Almanya gibi gelişmiş ülkelerde bu oranın yüzde 1,5’i geçtiğini hatırlatan Kacır, “Şu anda Türkiye’de 363 OSB, 45 de endüstri bölgesi var. Türkiye, planlı sanayileşmede son yıllarda önemli bir ivme kaydetti ve tecrübe kazandı. Ama bu Türkiye için yeterli değil. Bu konuda hızlanabilmek için önemli adımlar atıyoruz” açıklamasını yaptı.
Bu noktada öncelikle ulusal plan ortaya koyulması gerektiğine işaret eden Kacır, şu bilgileri verdi: “Bu kapsamda ilk kez Ulusal Sanayi Alanları Master Planı hazırlıyoruz. Demiryolu, karayolu, denizyolu gibi tüm lojistik bağlantılarını, enerji nakil hatlarını, tarım ve madencilik faaliyetlerini hesaba kattığımız bir master planı bu. 2053 yılı Türkiye ulaştırma planlarını dikkate alan, tarım arazilerinin gözeten, dolaysıyla ilgili bakanlıklarla işbirliği içinde olduğumuz bir çalışma yapıyoruz ilk fazını özellikle Samsun-Adana- Mersin hattı için ilan edeceğiz. Hedefimiz bu planla bir kere OSB ve endüstri bölgelerinin nerelerde kurulacağını önümüzdeki 20-30 yıl için projektör edebilmek.”
"Kamu-özel sektör iş birliği üzerinde çalışıyoruz"

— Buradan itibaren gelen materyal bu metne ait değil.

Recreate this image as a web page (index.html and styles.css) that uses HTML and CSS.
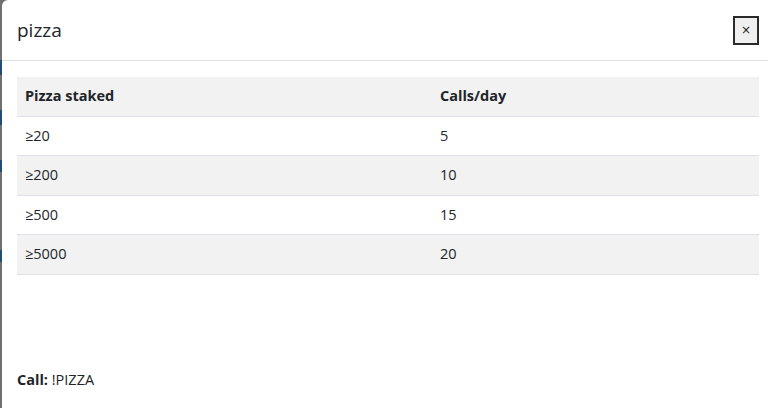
FILE: index.html
```html
<!DOCTYPE html>
<html>
<head>
<meta charset="utf-8">
<link rel="stylesheet" href="styles.css">
</head>
<body>
<div class="backdrop"></div>
<div class="modal">
  <div class="modal-header">
    <h5 class="modal-title">pizza</h5>
    <button class="close-btn" type="button">×</button>
  </div>
  <div class="modal-body">
    <table class="rates">
      <thead>
        <tr class="shaded"><th class="col-a">Pizza staked</th><th>Calls/day</th></tr>
      </thead>
      <tbody>
        <tr><td>≥20</td><td>5</td></tr>
        <tr class="shaded"><td>≥200</td><td>10</td></tr>
        <tr><td>≥500</td><td>15</td></tr>
        <tr class="shaded"><td>≥5000</td><td>20</td></tr>
      </tbody>
    </table>
    <p class="call"><b>Call:</b> !PIZZA</p>
  </div>
</div>
</body>
</html>
```
FILE: styles.css
```css
html, body {
  margin: 0;
  height: 408px;
  overflow: hidden;
}
body {
  display: flex;
  font-family: "Open Sans", "Noto Sans", sans-serif;
  font-size: 14.5px;
  color: #212529;
  background: #6f6f6f;
}
.backdrop {
  width: 2px;
  flex: none;
  background: linear-gradient(to bottom, #707070 0, #707070 60px, #1d4f7d 60px, #1d4f7d 75px, #707070 75px, #707070 110px, #1d4f7d 110px, #1d4f7d 125px, #707070 125px, #707070 160px, #1d4f7d 160px, #1d4f7d 172px, #707070 172px, #707070 250px, #1d4f7d 250px, #1d4f7d 262px, #707070 262px);
}
.modal {
  flex: 1;
  background: #fff;
  border-top-left-radius: 6px;
  display: flex;
  flex-direction: column;
}
.modal-header {
  display: flex;
  justify-content: space-between;
  align-items: center;
  padding: 15px 9px 15px 15px;
  border-bottom: 1px solid #dee2e6;
}
.modal-title {
  margin: 0;
  font-size: 19px;
  font-weight: 400;
  line-height: 30px;
}
.close-btn {
  width: 26px;
  height: 29px;
  padding: 0;
  border: 2px solid #2b2b2b;
  background: #efefef;
  color: #222;
  font-family: "DejaVu Sans", sans-serif;
  font-size: 12px;
  line-height: 1;
}
.modal-body {
  padding: 16px 9px 0 15px;
}
.rates {
  width: 100%;
  border-collapse: collapse;
}
.rates th, .rates td {
  text-align: left;
  padding: 8px 8px;
  line-height: 22.5px;
  border-bottom: 1px solid #dee2e6;
}
.rates th {
  font-weight: 700;
}
.col-a {
  width: 399px;
}
.shaded {
  background: #f2f2f2;
}
.call {
  margin: 94px 0 0;
  line-height: 22px;
}
```
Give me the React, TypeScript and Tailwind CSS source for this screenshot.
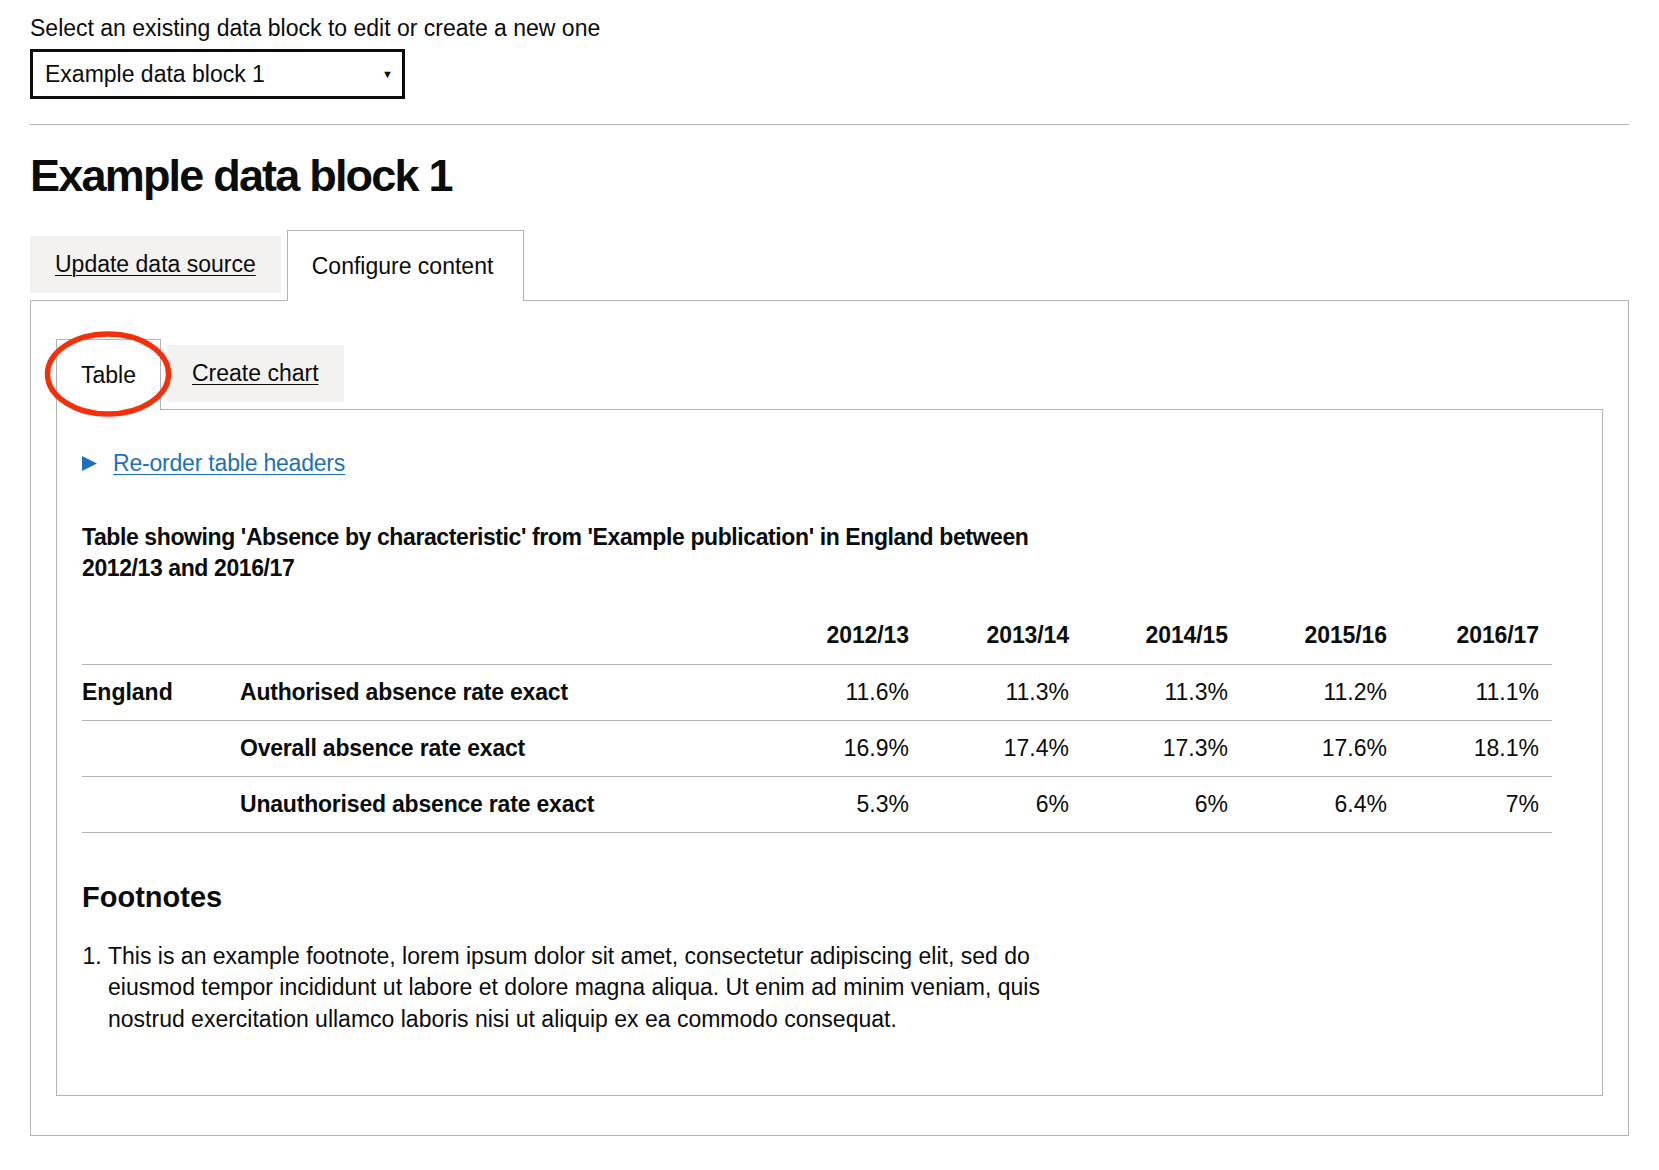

Bakanlığın sanayi yatırımlarını artırmaya yönelik önemli çalışmalarından biri de kamu-özel işbirliğinde kurulacak endüstri sanayi alanları olacak. Kacır, konuyla ilgili şu açıklamalarda bulundu:
“Önümüzdeki dönemde endüstri bölgeleri tarafında kamu-özel işbirliği üzerine de çalışıyoruz. yani kuracağımız bazı mega endüstri bölgelerinde uluslararası yatırımları da, endüstri bölgesi yatırımcılarını da Türkiye’ye çekmek üzere kamu-özel işbirliği modellerini hukuki zemin oturmaya çalışıyoruz. İşletme, yer tahsisi, yer kiralamaları bütün bunlarla ilgili yeni bir model ortaya koyacağımızı düşünüyoruz. Örneğin, Türkiye’nin Güney bölgesinde 30 milyon m2’lik bir sanayi alanı üzerinde çalışıyoruz. Bizim buraya uluslararası yatırımcılarla da işbirliği yapmamız lazım bunun için de alternatif finansman yöntemleri geliştirmemiz lazım.”
"Yeni yönetmelik sanayiciyi mağdur etmeyecek"
Sanayi çevrelerinin yeni yönetmelik konusundaki endişelerini değerlendiren Kacır, şunları söyledi:
“Bu yönetmeliği oluştururken, her yaptığımızın arkasında ciddi bir istişare var. Yatırım yeri tahsisi, şeffaf öngörülebilir kurallarla olduktan sonra kriterlerle ilgili ilaveler yapılabilir, yeni kriterler tanımlanabilir bunlar kolay. Bunlarla ilgili derdimiz yok. Burada şunu görüyorum ki, bazı argümanlar öne sürülerek başka taleplerin önü açılmaya çalışılıyor. Biz ana düzenlemenin temel hedeflerinden vazgeçemeyiz. Bizim için bu sanayi politikamızın ana unsurlarından biri. Dolayısıyla bizim ana düzenlemeden vazgeçmemiz beklenemez. Ama biz zaten her gün beraberiz, sıklıkla bunu konuşuyoruz. Bu tür beklentileri bir takım alt düzenlemelerle adımlar atılabilir. Bizim ‘gerçek’ sanayiciyi mağdur etmemiz söz konusu olamaz.”
Kacır, OSB’lerin Türkiye ekonomisi için önemine vurgu yaparak, önümüzdeki yıl OSB’lere 10 milyar TL’den fazla kaynak ayıracakları bilgisini de verdi.